Riot Baby, by Tochi Onyebuchi. What if a girl born in the late eighties got 1) superpowers and 2) fed the fuck up with police brutality, prison injustice, and general racism, to the point where she was ready for an apocalypse? This one is short and prose-wise easy but content-wise hard.
Harrow the Ninth, by Tamsyn Muir: Holy shit was this book confusing. It’s a sequel to Gideon the Ninth, the most obscenely funny book about lesbian space necromancers I’ve ever read. This one is less funny and more puzzle-boxy, and I don’t think I can talk about it without spoilers, except to say that it’s not exactly linear, and I’m still not entirely sure what I just read. Very good, but takes a lot of attention.
Piranesi, by Susanna Clarke: this one is short and comparatively straightforward, about a man who lives in a building with infinite rooms and a sea that washes through the lowest level. It’s lovely and thought-provoking and a gem of a novel, and if it doesn’t rake in the awards I’ll be surprised.
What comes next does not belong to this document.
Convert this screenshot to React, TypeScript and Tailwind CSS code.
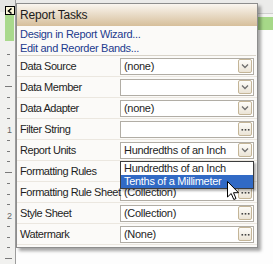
import React from "react";

const FONT = { fontFamily: '"Liberation Sans", Arial, sans-serif' };

function Ruler() {
  const ticks: React.ReactNode[] = [];
  const unit = 86;
  const origin = 43;
  for (let i = 0; i < 28; i++) {
    const y = Math.round(origin + (i * unit) / 8);
    if (y < 44 || y > 262) continue;
    const mod = i % 8;
    if (mod === 0) continue;
    const long = mod === 4;
    ticks.push(
      <line key={i} x1={long ? 5 : 7} x2={long ? 12 : 10} y1={y + 0.5} y2={y + 0.5} stroke="#7a7a7a" strokeWidth={1} />
    );
  }
  return (
    <div className="relative w-[16px] h-[264px] shrink-0 bg-[#f1f1ef] border-r border-[#9c9c9c]">
      <svg width="15" height="264" className="absolute left-0 top-0">
        <rect x="0" y="0" width="15" height="12" fill="#e6e6e4" />
        <rect x="5" y="13" width="9" height="28" fill="#a9d98c" />
        {ticks}
        <text x="7" y="133" fontSize="9" fill="#666" fontFamily="Liberation Sans, Arial, sans-serif">1</text>
        <text x="7" y="219" fontSize="9" fill="#666" fontFamily="Liberation Sans, Arial, sans-serif">2</text>
      </svg>
    </div>
  );
}

function DropBtn() {
  return (
    <div className="w-[14px] h-[14px] mr-[1px] shrink-0 rounded-[2px] border border-[#c4b597] bg-gradient-to-b from-[#fdfcf9] to-[#ebe4d6] flex items-center justify-center">
      <svg width="8" height="6" viewBox="0 0 8 6">
        <path d="M1 1.5 L4 4.5 L7 1.5" fill="none" stroke="#6f6f6f" strokeWidth="1.3" />
      </svg>
    </div>
  );
}

function DotsBtn() {
  return (
    <div className="w-[14px] h-[14px] mr-[1px] shrink-0 rounded-[2px] border border-[#c4b597] bg-gradient-to-b from-[#fdfcf9] to-[#ebe4d6] flex items-center justify-center">
      <svg width="9" height="3" viewBox="0 0 9 3">
        <rect x="0.5" y="1" width="1.6" height="1.6" fill="#444" />
        <rect x="3.7" y="1" width="1.6" height="1.6" fill="#444" />
        <rect x="6.9" y="1" width="1.6" height="1.6" fill="#444" />
      </svg>
    </div>
  );
}

type Row = { label: string; value: string; btn: "drop" | "dots" };

const rows: Row[] = [
  { label: "Data Source", value: "(none)", btn: "drop" },
  { label: "Data Member", value: "", btn: "drop" },
  { label: "Data Adapter", value: "(none)", btn: "drop" },
  { label: "Filter String", value: "", btn: "dots" },
  { label: "Report Units", value: "Hundredths of an Inch", btn: "drop" },
  { label: "Formatting Rules", value: "", btn: "dots" },
  { label: "Formatting Rule Sheet", value: "(Collection)", btn: "dots" },
  { label: "Style Sheet", value: "(Collection)", btn: "dots" },
  { label: "Watermark", value: "(None)", btn: "dots" },
];

function Popup() {
  return (
    <div className="absolute left-[16px] top-[3px] w-[242px] border border-[#8d8d8d] bg-[#fbfaf8] shadow-[3px_3px_3px_rgba(0,0,0,0.35)]">
      <div className="h-[22px] bg-gradient-to-b from-[#faf6f0] to-[#d6bf9b] flex items-center pl-[3px] text-[12px] tracking-[-0.2px] text-[#1b1b1b]">
        Report Tasks
      </div>
      <div className="pt-[1px] pl-[3px] text-[11px] tracking-[-0.3px] text-[#1d3b8e]">
        <div className="h-[14px] leading-[14px]">Design in Report Wizard...</div>
        <div className="h-[14px] leading-[14px]">Edit and Reorder Bands...</div>
      </div>
      <div className="mx-[1px] h-[1px] bg-[#d8d3c9]" />
      <div className="flex flex-col pb-[2px]">
        {rows.map((r) => (
          <div key={r.label} className="h-[21px] flex items-center border-b border-[#ebe7e0] text-[11px] text-[#1e1e1e]">
            <div className="relative z-10 w-[103px] pl-[3px] whitespace-nowrap overflow-visible tracking-[-0.45px]">{r.label}</div>
            <div className="ml-auto mr-[3px] w-[134px] h-[17px] border border-[#b1ada5] bg-white flex items-center tracking-[-0.3px]">
              <div className="flex-1 pl-[3px] whitespace-nowrap overflow-hidden">{r.value}</div>
              {r.btn === "drop" ? <DropBtn /> : <DotsBtn />}
            </div>
          </div>
        ))}
      </div>
      <div className="absolute z-20 left-[103px] top-[157px] w-[134px] border border-[#3d3d3d] bg-white text-[11px] tracking-[-0.3px] shadow-[2px_2px_2px_rgba(0,0,0,0.3)]">
        <div className="h-[13px] leading-[13px] pl-[3px] text-[#1e1e1e]">Hundredths of an Inch</div>
        <div className="h-[13px] leading-[13px] pl-[3px] bg-[#316ac5] text-white">Tenths of a Millimeter</div>
      </div>
    </div>
  );
}

export default function App() {
  return (
    <div className="relative w-[273px] h-[264px] overflow-hidden bg-white flex" style={FONT}>
      <Ruler />
      <div className="flex-1 flex flex-col">
        <div className="h-[14px] bg-[#ebebea] border-b border-[#cfcfcf]" />
        <div className="h-[3px] bg-[#f4f4f2]" />
        <div className="h-[13px] bg-[#a6d888]" />
        <div className="flex-1 bg-[#fdfdfd]" />
      </div>
      <Popup />
      <div className="absolute left-[5px] top-[6px] w-[10px] h-[9px] border border-black bg-[#fbf6d8] flex items-center justify-center">
        <svg width="6" height="6" viewBox="0 0 6 6">
          <path d="M4.5 0.5 L1.5 3 L4.5 5.5" fill="none" stroke="#000" strokeWidth="1.5" />
        </svg>
      </div>
      <svg className="absolute z-30 left-[227px] top-[181px]" width="13" height="20" viewBox="0 0 13 20">
        <path d="M0.5 0.5 L0.5 16 L4.2 12.5 L6.8 18.5 L9 17.5 L6.5 11.7 L11.5 11.7 Z" fill="#fff" stroke="#000" strokeWidth="1" strokeLinejoin="round" />
      </svg>
    </div>
  );
}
Rising Tide: The Great Mississippi Flood of 1927 and How It Changed America, by John M Barry, got put on hold for a few days.

Finished reading Dodger, by Sir Terry Pratchett, and The Gift of the Magpie, by Donna Andrews.

Started reading Ashley’s War, about a female officer who was killed whilst working with the Rangers in Afghanistan a few years back, and The Atlantis Gene, the first book in an SF trilogy by A G Riddle. Both were Xmas presents.

Finished It Will Just Be Us, and didn’t really care for it. Heck, it’s been a couple of days now and the details are slipping away from me. I do recall one problem was that the reader was being asked to believe some pretty tall tales, but not given enough reason to. One example that isn’t much of a spoiler: a woman drowns a construction worker by holding his head in a bucket of paint. Well, I need some convincing to go along with that, but I didn’t get any. There were a lot of creepy goings-on in this book, I think a lot of people will like it, but I for one did not.

Next up, Ready Player Two. I’m keeping my expectations low.